NASDAL figures for 2013-14

An interesting analysis from the financial year 2013-14 from NASDAL via Alan Suggett and his team at UNW Business Unit. I’ll be interested to see 2014-15.

The 2014 NASDAL benchmarking survey of practice Profit & Loss information was published last month.

A report of the findings appears later in this UNW Dental Bulletin.

Each year the UNW Dental team extends the NASDAL survey results by recalculating average practice profits to include the cost of the work carried out by practice principals (ie as if they were working as associates in their practice), in order to calculate a true practice “business” profit (ie where the market rate for carrying out all dental work is offset against profits.

Historically, on this measurement basis, average NHS practice profits per principal have been far in excess of those earned in private practices.

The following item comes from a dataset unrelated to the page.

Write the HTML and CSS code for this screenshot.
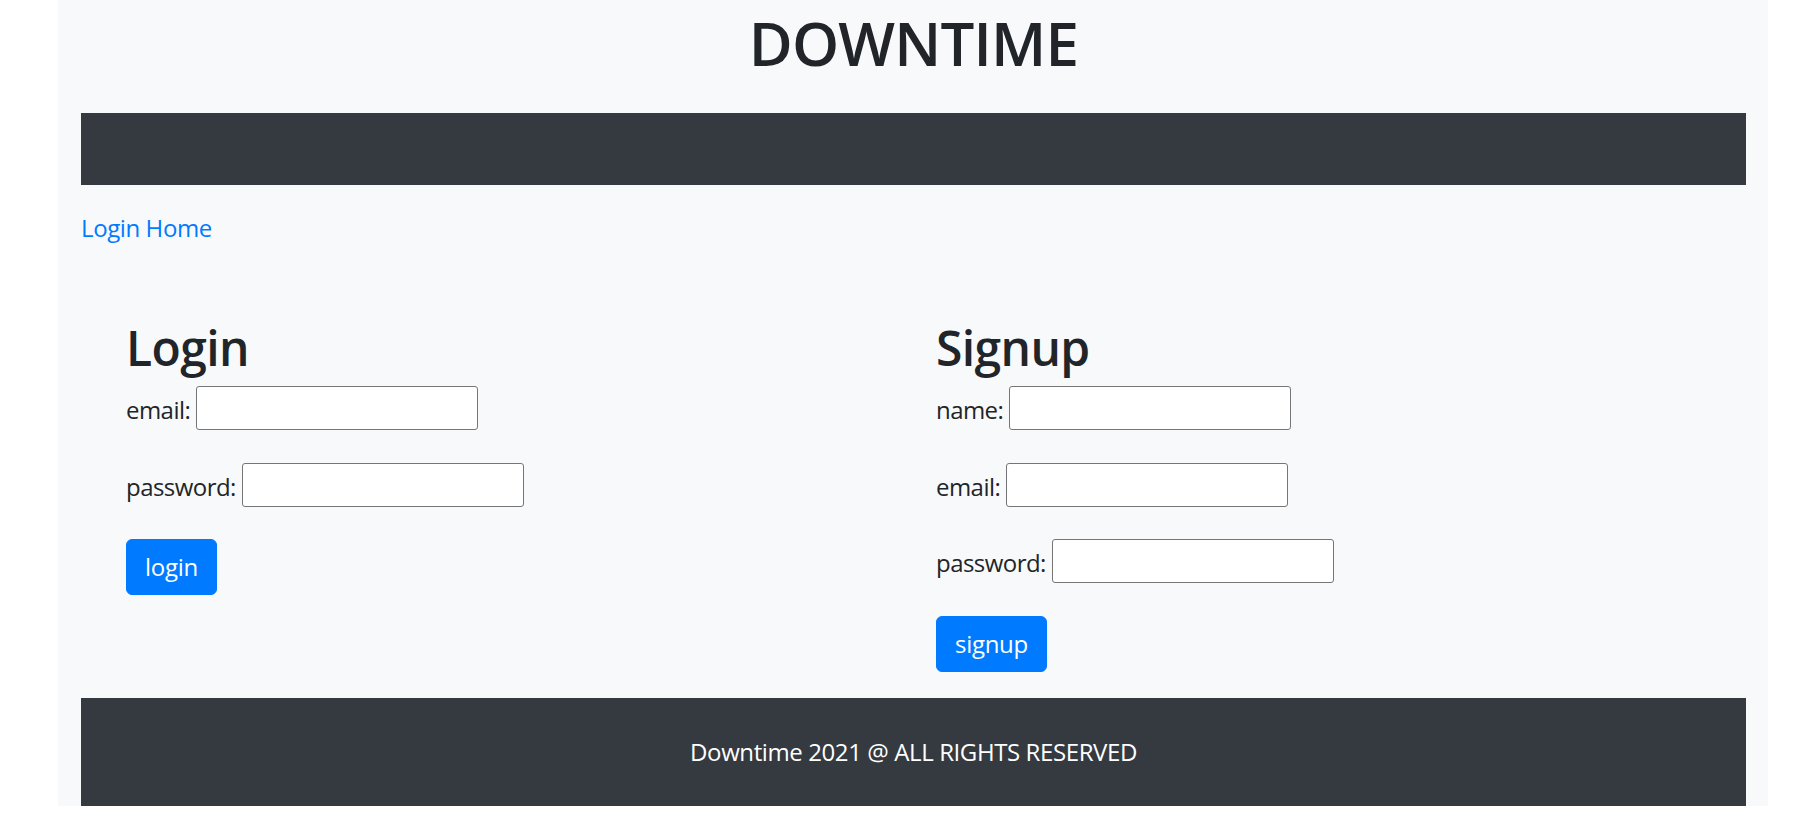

However, the gap is closing!
Average profits per principal in an NHS practice were £29,458, and in Mixed practices £16,173.

Private dental practice profits creep ahead of NHS practices in NASDAL survey

A strong performance from private dental practices in the financial year 2013-14 has led to them record- ing higher profits than their NHS counterparts in the latest benchmarking statistics from the National Association of Specialist Dental Accountants and Lawyers (NASDAL).

It’s the first time in a decade that private practice has overtaken NHS practice although there were early positive signs of a recovery in the previous financial year. The profit differential is small with an average NHS practice making a profit of £129,000 compared to £131,000 in a private practice.

Overall the picture for dental practices is improving, Income and profits are up across the board with all types of practice seeing increased profit and relatively static costs. Fee income is up by £7k in a typical NHS practice and by £21k in a typical private practice.

Private practices suffered in the years following the 2008 slump but have gradually picked up. This is thought to be partly due to private practices having greater control over their income than NHS practices, and hence having a greater ability to recover from poor trading results in the recession. The survey shows that the average profit per principal in an NHS practice was £129k whilst in private practices it was £130k.

In 2013/14, the average fee income generated by a dentist of a private practice was £248,000 compared to £180,000 for a dentist of an NHS practice. It should be borne in mind that these are figures are dramatically reduced when costs and expenses are extracted. Meanwhile, practice expenses have remained relatively unchanged, equating to 65% of fee income for a NHS practice compared to 68% for a private practices.

Calculated annually, the statistics are gathered from a sample of practices across the UK to provide average ‘state-of-the-nation’ figures. They are used by NASDAL accountants – who work for 27% of the dental profession – to benchmark their clients’ earnings and expenditure and to help them run their practices more profitably.

A variety of key components had remained unchanged: UDA rates are almost identical as well as business structures with 58% of the profession being sole traders and the rest either partnerships or Limited companies. The number of incorporations increased by only 3%. Earnings for associates have gone up by just a small amount, with around an average £700 per individual.